Usai shalat kami diajak ke kedai ashir -menjual juice buah-buahan. Di sana kami ditraktir minum segelas air tebu oleh Abu Muhammad. Masya Allah, jiwa ikram-nya begitu tinggi. Tidak mau kalah berbuat baik dari orang lain. Memang demikianlah yang Allah perintahkan, “Berlomba-lombalah kalian dalam kebaikan.”

Usai meminum segelas air tebu kami menuju rumah yang dimaksud. Tuan rumah menyambut kedatangan kami dengan penuh rasa gembira dan bahagia. Kami dipersilahkan masuk. Memasuki rumah yang cukup sederhana. Setelah berbincang dengan kami tak berapa lama, tuan rumah minta izin sebentar membuatkan minuman. Kami pun asyik dengan perbincangan di antara kami.

Setelah minuman dan makanan ringan terhidangkan, tuan rumah mempersilahkan kami menyantapnya. Di sela-sela itu, Abu Muhammad berbicara tentang mengenal Allah, mengikuti sunnah Rasul dan menjadikan beliau sebagai teladan kita dalam segala hal, mengingat mati yang datang kapan saja, dan menyiapkan diri untuk bertemu Allah di akhirat nanti.

Kata-kata yang ia keluarkan umpama cahaya yang menerangi kegelapan. Kata-kata itu begitu ber-ruh, mampu menggerakkan hati dan menggugah jiwa. Kata-kata yang sanggup memompa semangat yang melemah. Kata-kata yang menyuburkan benih–benih keimanan dalam hati.

Waktu terus berlalu. Tak terasa kami sudah hampir satu jam berada di rumah itu. Ketika kami ingin minta izin pulang, tuan rumah mencegah.

“Makan dulu ustadz, saya sudah siapkan menu seadanya,” ucapnya sambil menyiapkan piring dan menghidangkan lauknya.

“Kami sudah mau pulang ni ustadz, ” sahut Abu Muhammad.

“Makan sebentar saja kok, ustadz. Lagian kami juga ingin memuliakan tamu.”

Akhirnya kami menyambut niat baik tuan rumah, dan menyantap menu yang telah dihidangkan tuan rumah.
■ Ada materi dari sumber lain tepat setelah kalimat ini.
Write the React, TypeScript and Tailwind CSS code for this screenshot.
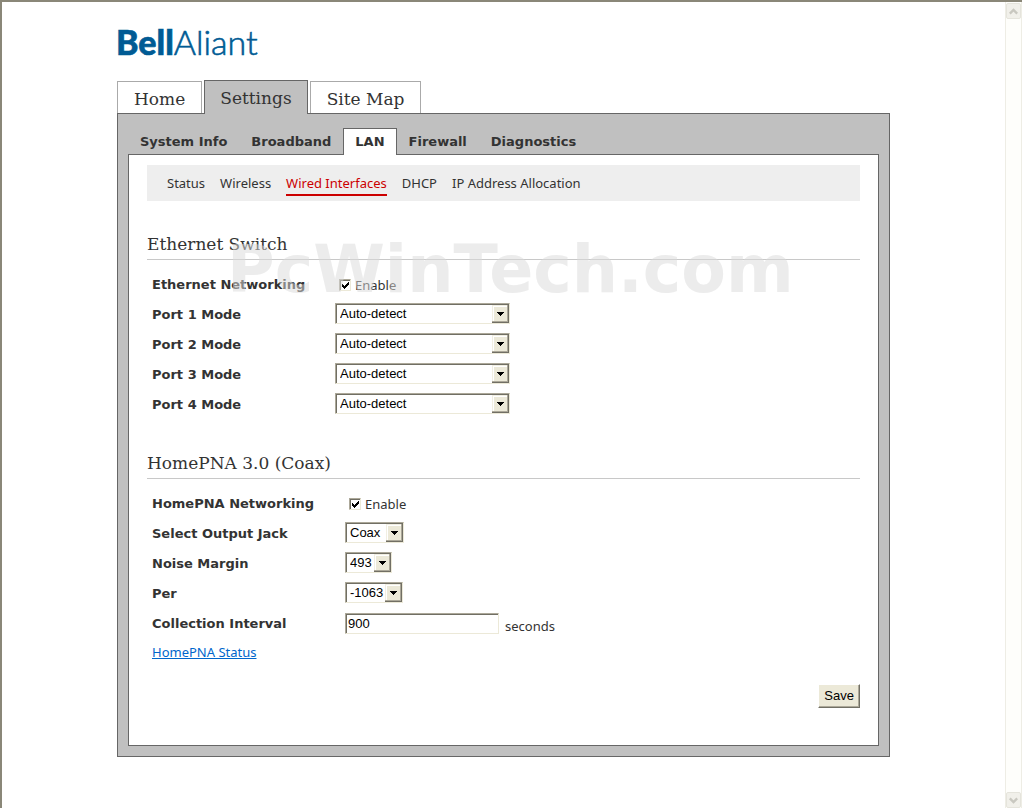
import { useState } from "react";
import clsx from "clsx";

const mainTabs = ["Home", "Settings", "Site Map"];
const sectionTabs = ["System Info", "Broadband", "LAN", "Firewall", "Diagnostics"];
const pageLinks = ["Status", "Wireless", "Wired Interfaces", "DHCP", "IP Address Allocation"];
const ports = [1, 2, 3, 4];

function Logo() {
  return (
    <a href="#home" aria-label="Bell Aliant" className="block h-8 w-36">
      <svg viewBox="0 0 144 32" className="h-8 w-36 overflow-visible" fill="#005b94" stroke="#005b94">
        <text x="-1" y="27" fontFamily="Lato, sans-serif" fontSize="34">
          <tspan fontWeight="900" strokeWidth="0.6">Bell</tspan>
          <tspan fontWeight="300" strokeWidth="0.6">Aliant</tspan>
        </text>
      </svg>
    </a>
  );
}

function SelectBox({ id, value, className }: { id: string; value: string; className: string }) {
  return (
    <span className={clsx("relative inline-flex", className)}>
      <select
        id={id}
        defaultValue={value}
        className="h-[21px] w-full appearance-none rounded-none border border-t-[#aca899] border-r-[#ece9d8] border-b-[#ece9d8] border-l-[#aca899] bg-white pt-px pr-4 pl-1 font-['Liberation_Sans',sans-serif] text-[13px] leading-[18px] text-black shadow-[inset_1px_1px_0_#716f64]"
      >
        <option>{value}</option>
      </select>
      <svg
        viewBox="0 0 17 18"
        shapeRendering="crispEdges"
        className="pointer-events-none absolute top-0.5 right-px h-[18px] w-[17px]"
      >
        <path d="M0 0h17v18H0z" fill="#716f64" />
        <path d="M0 0h16v17H0z" fill="#aca899" />
        <path d="M0 0h15v16H0z" fill="#f1efe2" />
        <path d="M1 1h14v15H1z" fill="#fff" />
        <path d="M2 2h13v14H2z" fill="#ece9d8" />
        <path d="M5 7h7v1H5zM6 8h5v1H6zM7 9h3v1H7zM8 10h1v1H8z" fill="#000" />
      </svg>
    </span>
  );
}

function EnableBox({ id }: { id: string }) {
  const [checked, setChecked] = useState(true);

  return (
    <span className="ml-1 flex items-center gap-1 pt-[3px]">
      <span className="relative flex">
        <input
          id={id}
          type="checkbox"
          checked={checked}
          onChange={(e) => setChecked(e.target.checked)}
          className="size-3 appearance-none border border-t-[#aca899] border-r-[#ece9d8] border-b-[#ece9d8] border-l-[#aca899] bg-white shadow-[inset_1px_1px_0_#716f64]"
        />
        {checked && (
          <svg
            viewBox="0 0 12 12"
            shapeRendering="crispEdges"
            className="pointer-events-none absolute inset-0 size-3"
          >
            <path d="M3 5h1v3H3zM4 6h1v3H4zM5 7h1v3H5zM6 6h1v3H6zM7 5h1v3H7zM8 4h1v3H8zM9 3h1v3H9z" fill="#000" />
          </svg>
        )}
      </span>
      <label htmlFor={id}>Enable</label>
    </span>
  );
}

function RowLabel({ id, children }: { id: string; children: React.ReactNode }) {
  return (
    <label htmlFor={id} className="pt-[3px] font-['DejaVu_Sans',sans-serif] leading-[18px] font-bold">
      {children}
    </label>
  );
}

function SectionTitle({ children }: { children: React.ReactNode }) {
  return (
    <h2 className="border-b border-[#c8c8c8] pb-1 font-['DejaVu_Serif',serif] text-[17px] leading-[22px]">
      {children}
    </h2>
  );
}

function ScrollButton({ label, path }: { label: string; path: string }) {
  return (
    <button
      type="button"
      aria-label={label}
      className="flex h-4 w-[15px] items-center justify-center rounded-xs border border-[#e5e4dc] bg-[#f1f0ea]"
    >
      <svg viewBox="0 0 9 7" className="h-[7px] w-[9px]" fill="none" stroke="#c9c8c0" strokeWidth="2.4">
        <path d={path} />
      </svg>
    </button>
  );
}

export default function App() {
  return (
    <div className="flex min-h-screen border-t-2 border-l-2 border-[#8a8778] bg-white font-['Noto_Sans',sans-serif] text-[13px] leading-5 text-[#333]">
      <div className="min-w-0 flex-1 pt-[26px] pb-12">
        <div className="mx-auto max-w-[773px]">
          <Logo />

          <nav className="mt-5 flex items-end gap-0.5 font-['DejaVu_Serif',serif] text-[17px]">
            {mainTabs.map((tab) => (
              <a
                key={tab}
                href="#"
                className={clsx(
                  "border border-b-0",
                  tab === "Settings"
                    ? "relative -mb-px h-[34px] border-[#666] bg-[#c0c0c0] px-[15px] leading-[34px]"
                    : "h-8 border-[#aaa] bg-white px-4 leading-[34px]"
                )}
              >
                {tab}
              </a>
            ))}
          </nav>

          <div className="border border-[#666] bg-[#c0c0c0] px-2.5 pt-3.5 pb-2.5">
            <nav className="flex font-['DejaVu_Sans',sans-serif] font-bold">
              {sectionTabs.map((tab) => (
                <a
                  key={tab}
                  href="#"
                  className={clsx(
                    "border border-b-0 px-[11px] leading-[25px]",
                    tab === "LAN" ? "relative -mb-px h-[27px] border-[#666] bg-white" : "h-[26px] border-transparent"
                  )}
                >
                  {tab}
                </a>
              ))}
            </nav>

            <main className="border border-[#666] bg-white px-[18px] pt-2.5 pb-[37px]">
              <nav className="flex h-9 items-center gap-[15px] bg-[#eee] px-5">
                {pageLinks.map((link) => (
                  <a
                    key={link}
                    href="#"
                    className={clsx(
                      "border-b-2 pt-[3px] pb-px",
                      link === "Wired Interfaces" ? "border-[#c00] text-[#c00]" : "border-transparent"
                    )}
                  >
                    {link}
                  </a>
                ))}
              </nav>

              <section className="relative mt-8">
                <SectionTitle>Ethernet Switch</SectionTitle>
                <div className="mt-[13px] grid auto-rows-[21px] grid-cols-[183px_1fr] items-center gap-y-[9px] pl-[5px]">
                  <RowLabel id="ethernet">Ethernet Networking</RowLabel>
                  <EnableBox id="ethernet" />
                  {ports.map((port) => (
                    <div key={port} className="col-span-2 grid grid-cols-subgrid items-center">
                      <RowLabel id={`port-${port}`}>Port {port} Mode</RowLabel>
                      <SelectBox id={`port-${port}`} value="Auto-detect" className="w-[175px]" />
                    </div>
                  ))}
                </div>
                {/* Watermark laid over the heading and first row */}
                <div className="pointer-events-none absolute top-0 left-20 font-['DejaVu_Sans',sans-serif] text-[65px] leading-[74px] font-bold text-[#dbdbdb] opacity-50">
                  PcWinTech.com
                </div>
              </section>

              <section className="mt-[38px]">
                <SectionTitle>HomePNA 3.0 (Coax)</SectionTitle>
                <div className="mt-[13px] grid auto-rows-[21px] grid-cols-[193px_1fr] items-center gap-y-[9px] pl-[5px]">
                  <RowLabel id="homepna">HomePNA Networking</RowLabel>
                  <EnableBox id="homepna" />
                  <RowLabel id="jack">Select Output Jack</RowLabel>
                  <SelectBox id="jack" value="Coax" className="w-[59px]" />
                  <RowLabel id="noise">Noise Margin</RowLabel>
                  <SelectBox id="noise" value="493" className="w-[47px]" />
                  <RowLabel id="per">Per</RowLabel>
                  <SelectBox id="per" value="-1063" className="w-[58px]" />
                  <RowLabel id="interval">Collection Interval</RowLabel>
                  <div className="flex items-end gap-1.5 pt-0.5">
                    <input
                      id="interval"
                      type="text"
                      defaultValue="900"
                      className="h-[21px] w-[154px] border border-t-[#aca899] border-r-[#ece9d8] border-b-[#ece9d8] border-l-[#aca899] bg-white px-0.5 font-['Liberation_Sans',sans-serif] text-[13px] text-black shadow-[inset_1px_1px_0_#716f64]"
                    />
                    <span className="h-[18px]">seconds</span>
                  </div>
                </div>
                <a href="#" className="mt-[9px] ml-[5px] block w-fit text-[#0066cc] underline">
                  HomePNA Status
                </a>
              </section>

              <div className="mt-[22px] flex justify-end">
                <button
                  type="button"
                  className="h-6 border border-t-white border-r-[#716f64] border-b-[#716f64] border-l-white bg-[#ece9d8] px-[5px] font-['Liberation_Sans',sans-serif] text-[13px] text-black shadow-[inset_-1px_-1px_0_#aca899]"
                >
                  Save
                </button>
              </div>
            </main>
          </div>
        </div>
      </div>

      <div className="flex w-[17px] shrink-0 flex-col justify-between border-x border-[#eeede5] bg-[#fefefb] pt-px">
        <ScrollButton label="Scroll up" path="M.8 5.6 4.5 1.9l3.7 3.7" />
        <ScrollButton label="Scroll down" path="M.8 1.4l3.7 3.7 3.7-3.7" />
      </div>
    </div>
  );
}
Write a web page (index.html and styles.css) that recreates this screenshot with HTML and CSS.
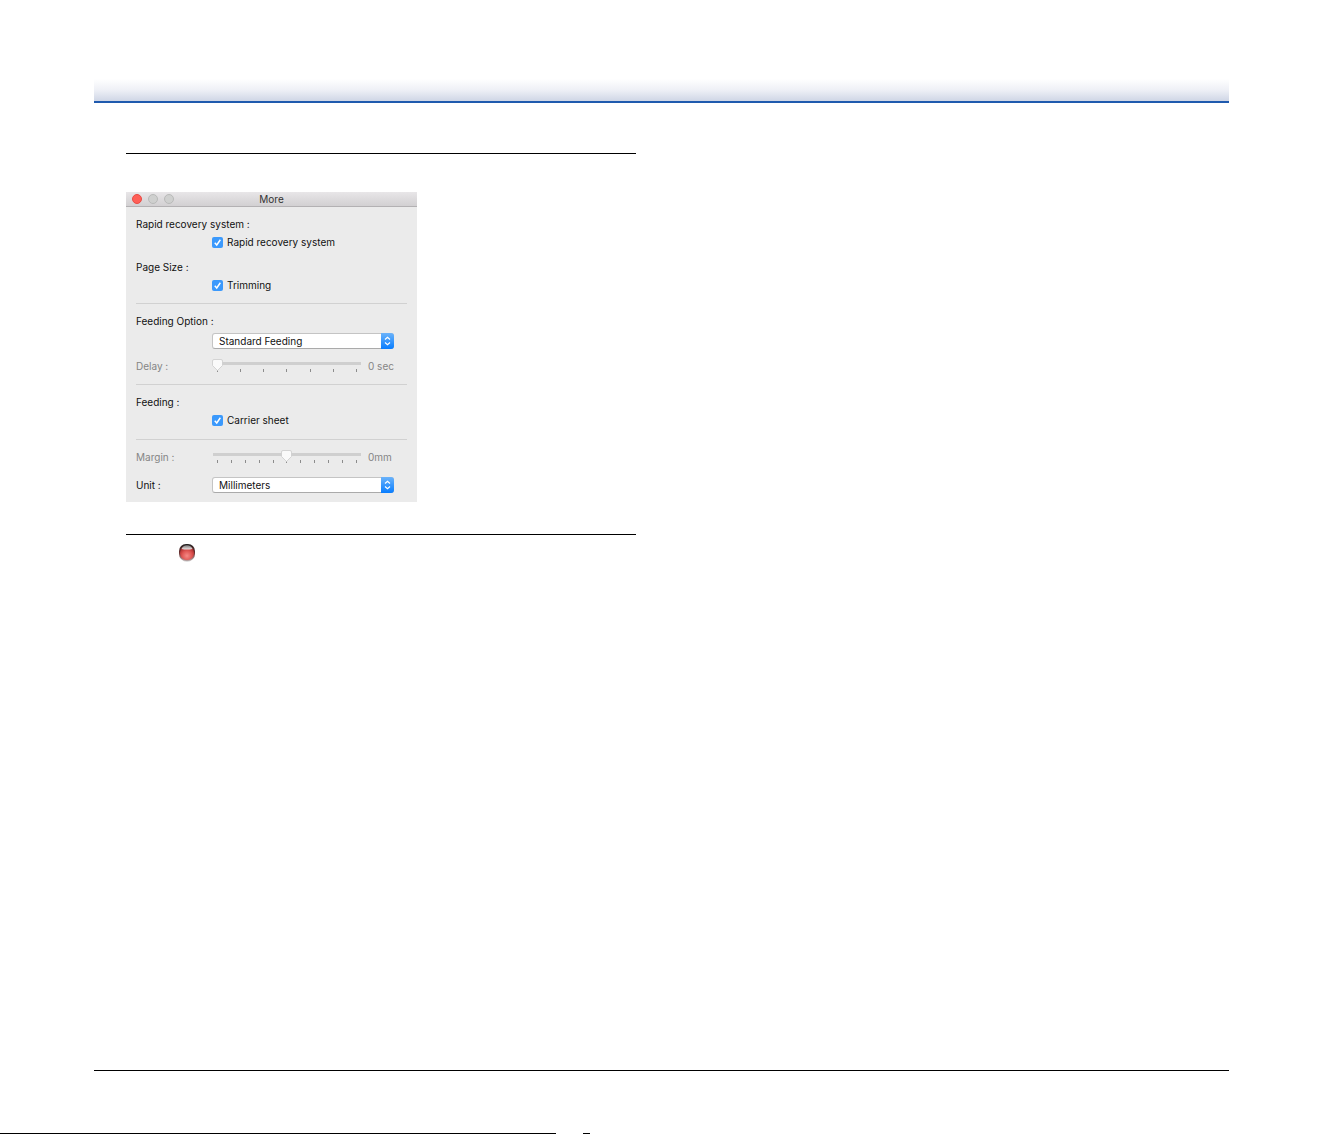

Setelah makan, dan sedikit ngobrol akhirnya kami minta izin pulang ke rumah. Tuan rumah seperti agak keberatan mengizinkan kami pulang. Ia berharap kami masih disana. Tapi Abu Muhamad memberikan pengertian bahwa beberapa orang dari kami juga ada keperluan yang lain.

Kami kembali menunggu mobil, menuju ke Hay Asyir di halte Hay Tsamin. Beberapa mobil yang lewat tidak menuju Hay Asyir. Akhirnya kami sepakat untuk naik taxi lagi. Itu karena satu orang dari kami telah ada janji dengan temannya dan ia harus cepat sampai di rumah.

Dalam perjalanan pulang dengan taxi Abu Muhammad kembali menggencarkan dakwahnya. Kalimat-kalimat dakwahnya membara bagai api yang menyala-nyala. Begitulah, ketika seseorang telah begitu cinta pada Allah, rasul-Nya dan pada agamanya, tak ada lagi rasa gentar dan takut untuk menyebarkan dakwah islam di mana saja dan kapan saja. Akhirnya perjalanan pulang malam itu juga penuh dengan untaian kata-kata yang membangkitkan semangat keimanan.

Saya bersyukur diajak ikut silaturahmi pada hari itu. Banyak sekali hikmah dan kebaikan yang saya dapatkan. Mengenal dan dekat dengan orang-orang soleh memang selalu memberikan nilai dan kesan yang baik dan positif dalam diri kita. Melihat wajah mereka saja mampu membangkitkan semangat beramal. Mendengarkan kata-kata mereka mampu melecut diri untuk lebih giat dalam ketaatan.

NB:

Silaturahmi dalam cerita di atas kami lakukan sekali dalam sepekan, setiap hari Senin, bakda shalat maghrib, dalam rangka saling mempererat ikatan ukhuwah islamiyah diantara kaum muslimin dan juga sebagai sarana saling mengingatkan pada kebaikan.

Kisah di atas adalah kisah nyata. Ada sedikit penambahan yang penulis masukkan untuk menjadikan cerita lebih mengalir dan enak dibaca. Semoga ada pelajaran yang bisa dipetik, insya Allah.